Assuming plaintiff had established a genuine issue of material fact with respect to the substantial burden element, defendants have satisfied the RLUIPA strict scrutiny test. Promoting institutional security is a compelling governmental interest. See, e.g., Cutter, 544 U.S. at 722, 725 n.13; Lovelace, 427 F.3d at 190. Indeed, a prison is free to deny inmate religious requests predicated on RLUIPA if they "jeopardize the effective functioning of an institution." Cutter, 544 U.S. at 726.
As set forth above, plaintiff has been placed on high control status due to disciplinary issues. (Eldridge Aff. (DE 38) ¶ 10). In fact, while on high control status, plaintiff previously escaped his individual cell and attacked another inmate. (Eldridge Disc. Resps. (DE 50-1) ¶ 3). If defendants granted plaintiff's request for a string that fits around his (and other inmates') necks, plaintiff would have access to a dangerous weapon he could use to attack other inmates or harm himself. (See Defs' App. Ex. 1 (DE 39-3) at 4). Plaintiff also could use the necklace or string in the construction of additional weapons. (See id.). Particularly in light of plaintiff's documented history of attacking other inmates, defendants' decision to deny plaintiff access to the necklace is in furtherance of a compelling governmental interest in promoting institutional security. See Couch, 679 F.3d at 202 (noting defendants established compelling governmental interest by showing how specific security concerns were furthered by the policy).
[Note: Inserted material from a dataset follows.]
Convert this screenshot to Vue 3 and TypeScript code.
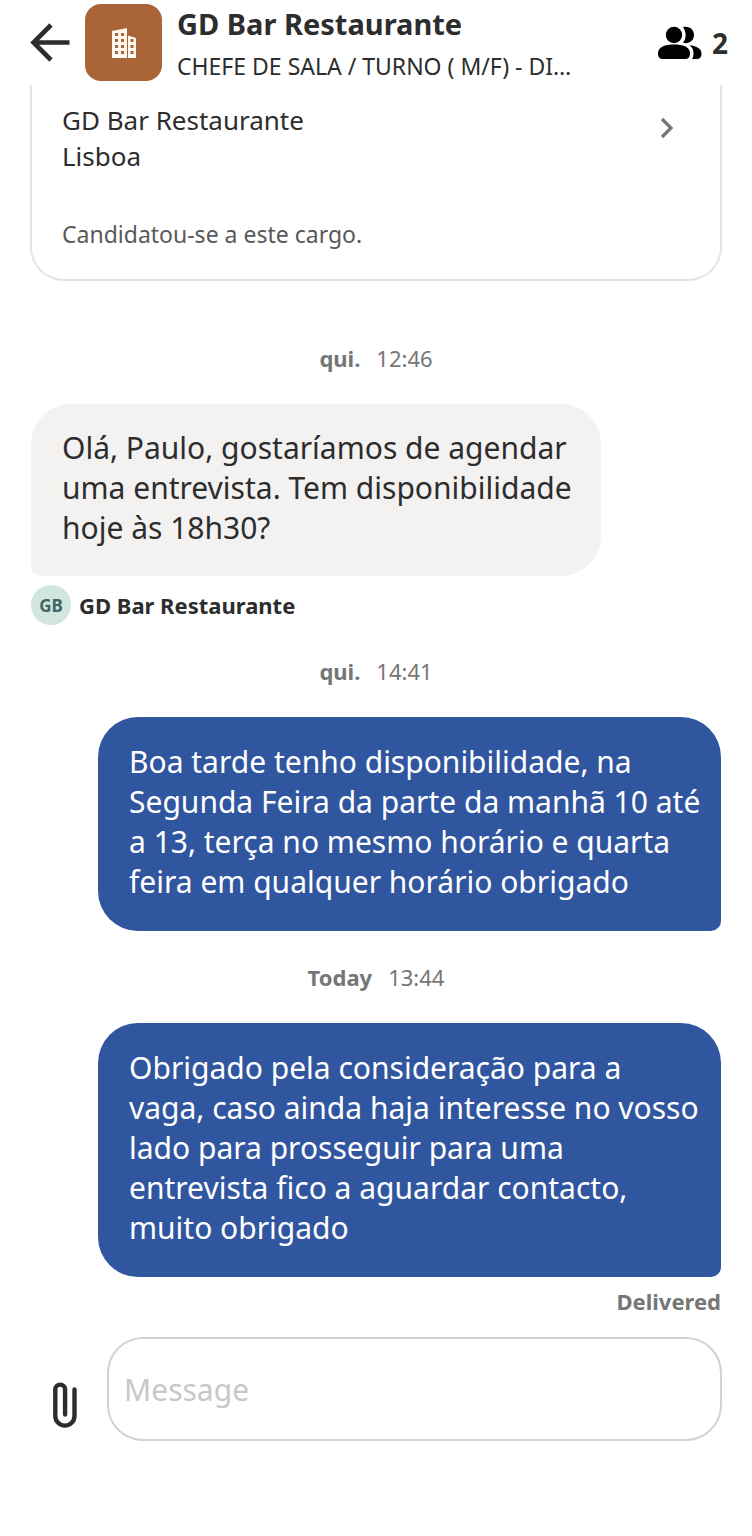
<script setup lang="ts">
import { ref } from 'vue'

interface Message {
  id: number
  day: string
  time: string
  mine: boolean
  text: string
  sender?: string
  initials?: string
  status?: string
}

const messages: Message[] = [
  {
    id: 1,
    day: 'qui.',
    time: '12:46',
    mine: false,
    text: 'Olá, Paulo, gostaríamos de agendar\numa entrevista. Tem disponibilidade\nhoje às 18h30?',
    sender: 'GD Bar Restaurante',
    initials: 'GB',
  },
  {
    id: 2,
    day: 'qui.',
    time: '14:41',
    mine: true,
    text: 'Boa tarde tenho disponibilidade, na\nSegunda Feira da parte da manhã 10 até\na 13, terça no mesmo horário e quarta\nfeira em qualquer horário obrigado',
  },
  {
    id: 3,
    day: 'Today',
    time: '13:44',
    mine: true,
    text: 'Obrigado pela consideração para a\nvaga, caso ainda haja interesse no vosso\nlado para prosseguir para uma\nentrevista fico a aguardar contacto,\nmuito obrigado',
    status: 'Delivered',
  },
]

const draft = ref('')
</script>

<template>
  <div class="screen">
    <header class="header">
      <button class="icon-button back" type="button" aria-label="Back">
        <svg width="40" height="40" viewBox="0 0 40 40" fill="none" stroke="#2d2d2d" stroke-width="4.600">
          <path d="M39.500 19.500H4M21 2L3.500 19.500L21 37" />
        </svg>
      </button>
      <div class="logo">
        <svg width="26" height="32" viewBox="0 0 26 32" aria-hidden="true">
          <path fill="#fff8ef" fill-rule="evenodd" d="M1 4L16 1V31H1ZM4 6v3h3v-3ZM10 6v3h3v-3ZM4 12v3h3v-3ZM10 12v3h3v-3ZM4 18v3h3v-3ZM10 18v3h3v-3ZM4 24v3h3v-3ZM10 24v3h3v-3ZM17 8.500L25 11V31H17ZM19.500 12v3h3v-3ZM19.500 18v3h3v-3ZM19.500 24v3h3v-3Z" />
        </svg>
      </div>
      <div class="heading">
        <h1>GD Bar Restaurante</h1>
        <p>CHEFE DE SALA / TURNO ( M/F) - DI…</p>
      </div>
      <button class="icon-button people" type="button" aria-label="2 participants">
        <svg width="44" height="34" viewBox="0 0 44 34" fill="#000" aria-hidden="true">
          <circle cx="16" cy="9" r="8.200" />
          <path d="M0 27C0 21 7 18.500 16 18.500S32 21 32 27V28Q32 33 27 33H5Q0 33 0 28Z" />
          <path d="M25 1.200C31 -0.500 36 3.500 36 9S31 18.500 25 16.800C28.500 12.500 28.500 5.500 25 1.200Z" />
          <path d="M31.500 19.300C39 20 43.500 23 43.500 27.500V28Q43.500 33 38.500 33H34Q35.500 31 35.500 27.500C35.500 23.500 34 21.200 31.500 19.300Z" />
        </svg>
        <span>2</span>
      </button>
    </header>

    <main class="thread">
      <a class="job-card" href="#">
        <span class="job-place">GD Bar Restaurante<br />Lisboa</span>
        <svg class="chevron" width="14" height="22" viewBox="0 0 14 22" fill="none" stroke="#767676" stroke-width="3.200" aria-hidden="true">
          <path d="M2 2L11 11L2 20" />
        </svg>
        <span class="job-note">Candidatou-se a este cargo.</span>
      </a>

      <section v-for="m in messages" :key="m.id" class="entry" :class="{ mine: m.mine }">
        <p class="stamp"><strong>{{ m.day }}</strong><time>{{ m.time }}</time></p>
        <p class="bubble">{{ m.text }}</p>
        <div v-if="m.sender" class="sender">
          <span class="avatar">{{ m.initials }}</span>
          <strong>{{ m.sender }}</strong>
        </div>
        <p v-if="m.status" class="status">{{ m.status }}</p>
      </section>
    </main>

    <form class="composer" @submit.prevent>
      <button class="icon-button attach" type="button" aria-label="Attach file">
        <svg width="24" height="46" viewBox="0 0 24 46" fill="none" stroke="#2d2d2d" stroke-width="4.400" stroke-linecap="round" aria-hidden="true">
          <path d="M21.500 7.500V34A9.600 9.600 0 0 1 2.300 34V7.500A4.900 4.900 0 0 1 12.100 7.500V32.500" />
        </svg>
      </button>
      <input v-model="draft" type="text" placeholder="Message" aria-label="Message" />
    </form>
  </div>
</template>

<style>
body {
  margin: 0;
  background: #fff;
}
</style>

<style scoped>
.screen {
  min-height: 100vh;
  box-sizing: border-box;
  background: #fff;
  color: #2d2d2d;
  font-family: "Noto Sans", "Open Sans", sans-serif;
}

.screen p,
.screen h1 {
  margin: 0;
}

.icon-button {
  display: flex;
  align-items: center;
  padding: 0;
  border: 0;
  background: none;
  color: inherit;
  font: inherit;
}

.header {
  display: flex;
  align-items: center;
  height: 85px;
  padding: 0 24px 0 30px;
}

.logo {
  display: flex;
  flex: none;
  align-items: center;
  justify-content: center;
  width: 77px;
  height: 77px;
  margin: 0 15px 0 15px;
  border-radius: 16px;
  background: #a96437;
}

.heading {
  flex: 1;
  min-width: 0;
  padding-top: 4px;
}

.heading h1 {
  font-size: 29px;
  font-weight: 700;
  line-height: 42px;
}

.heading p {
  overflow: hidden;
  font-size: 23px;
  line-height: 42px;
  text-overflow: ellipsis;
  white-space: nowrap;
}

.people {
  gap: 10px;
  font-size: 28px;
  font-weight: 700;
}

.thread {
  padding: 0 31px;
}

.job-card {
  display: grid;
  grid-template-columns: 1fr auto;
  row-gap: 40px;
  margin: 0 -1px;
  padding: 17px 46px 25px 30px;
  border: 2px solid #e4e4e4;
  border-top: 0;
  border-radius: 0 0 34px 34px;
  color: inherit;
  text-decoration: none;
}

.job-place {
  font-size: 26px;
  line-height: 36px;
}

.chevron {
  margin-top: 15px;
}

.job-note {
  color: #595959;
  font-size: 23px;
  line-height: 40px;
}

.entry {
  display: flex;
  flex-direction: column;
  align-items: flex-start;
}

.stamp {
  display: flex;
  align-self: center;
  gap: 16px;
  padding: 29px 0;
  color: #767676;
  font-size: 22px;
  line-height: 34px;
}

.job-card + .entry .stamp {
  padding-top: 60px;
}

.bubble {
  width: 100%;
  max-width: 570px;
  box-sizing: border-box;
  padding: 24px 24px 28px 31px;
  border-radius: 40px 40px 40px 10px;
  background: #f3f2f1;
  font-size: 30px;
  line-height: 40px;
  white-space: pre-line;
}

.mine {
  align-items: flex-end;
}

.mine .bubble {
  max-width: 623px;
  padding: 25px 4px 29px 31px;
  border-radius: 40px 40px 10px 40px;
  background: #3156a0;
  color: #fff;
}

.sender {
  display: flex;
  align-items: center;
  gap: 8px;
  margin-top: 9px;
  font-size: 22px;
}

.avatar {
  display: flex;
  align-items: center;
  justify-content: center;
  width: 40px;
  height: 40px;
  border-radius: 50%;
  background: #d0e6df;
  color: #3f675d;
  font-size: 17px;
  font-weight: 700;
}

.status {
  color: #767676;
  font-size: 22px;
  font-weight: 700;
  line-height: 48px;
}

.composer {
  display: flex;
  align-items: center;
  padding: 12px 30px 0 53px;
}

.attach {
  margin: 32px 30px 0 0;
}

.composer input {
  flex: 1;
  min-width: 0;
  height: 104px;
  box-sizing: border-box;
  padding: 0 15px;
  border: 2px solid #d4d2d0;
  border-radius: 36px;
  background: #fff;
  color: #2d2d2d;
  font-family: inherit;
  font-size: 30px;
}

.composer input::placeholder {
  color: #c8c8c8;
  opacity: 1;
}
</style>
Defendants also must establish that prohibiting plaintiff from possessing the necklace is the least restrictive means of furthering their compelling governmental interest. Id.; Ozmint, 578 F.3d at 250. To satisfy this burden, defendants must "acknowledge and give some consideration" to less restrictive alternatives. Couch, 679 F.3d at 203. Plaintiff has not offered an alternative to the policy banning the necklace or string that would address the institutional security issues raised by defendants. See id. (noting defendants must consider alternatives proposed by the plaintiff). Plaintiff does not suggest that he can order a medallion with a shorter string that does not fit around his neck, and he rejected defendants' attempt to accommodate his request by removing the necklace from the medallion. Plaintiff emphasizes that Catholics on high control status may possess a scapular that contains a string. However, the policy provides the chaplain may disallow the string if it presents a security risk, which is precisely what occurred here. (Eldridge Aff. Ex. E (DE 39-1) at 45). Accordingly, defendants have satisfied the least restrictive means test in this instance.
As noted, where defendants have satisfied RLUIPA's strict scrutiny test, they necessarily have satisfied the reasonableness test applicable to plaintiff's First Amendment claim. See Lovelace, 472 F.3d at 186, 199-200. Based on the foregoing, the court grants defendants' motion for summary judgment as to plaintiff's RLUIPA and First Amendment claims.
2. Equal Protection
The Equal Protection Clause provides that a state may not "deny to any person within its jurisdiction the equal protection of the laws." U.S. Const. amend. XIV, § 1. To that end, the Equal Protection Clause provides that "all persons similarly situated should be treated alike." City of Cleburne v. Cleburne Living Ctr., 473 U.S. 432, 439 (1985). Generally, in order to establish an equal protection claim, a plaintiff "must first demonstrate that he has been treated differently from others with whom he is similarly situated and that the unequal treatment was the result of intentional or purposeful discrimination. If a plaintiff makes this showing, the court proceeds to determine whether the disparity in treatment can be justified under the requisite level of scrutiny." Veney v. Wyche, 293 F.3d 726, 730-31 (4th Cir. 2002) (internal quotation omitted); Morrison v. Garraghty, 239 F.3d 648, 654 (4th Cir. 2001).
Plaintiff has not established a genuine issue of material fact with respect to the similarly situated element of his equal protection claim. As set forth above, DPS policy prohibits all inmates from wearing religious items around their necks. And the particular security issues presented by plaintiff's past behavior and high control status means he is not similarly situated to inmates in the general population that can possess religious items containing strings. See In re Long Term Admin. Segregation of Inmates Designated as Five Percenters, 174 F.3d 464, 471 (4th Cir. 1999) (rejecting equal protection claim because "[t]here is nothing in the Constitution which requires prison officials to treat all inmate groups alike where differentiation is necessary to avoid an imminent threat of institutional disruption or violence." (quoting Jones v. North Carolina Prisoners' Labor Union, Inc., 433 U.S. 119, 136 (1977)). Accordingly, the court grants defendants' motion for summary judgment as to plaintiff's equal protection claim.
CONCLUSION
Based on the foregoing, the court GRANTS defendants' motion for summary judgment (DE 36). The clerk is DIRECTED to close this case.
SO ORDERED, this the 24th day of September, 2019.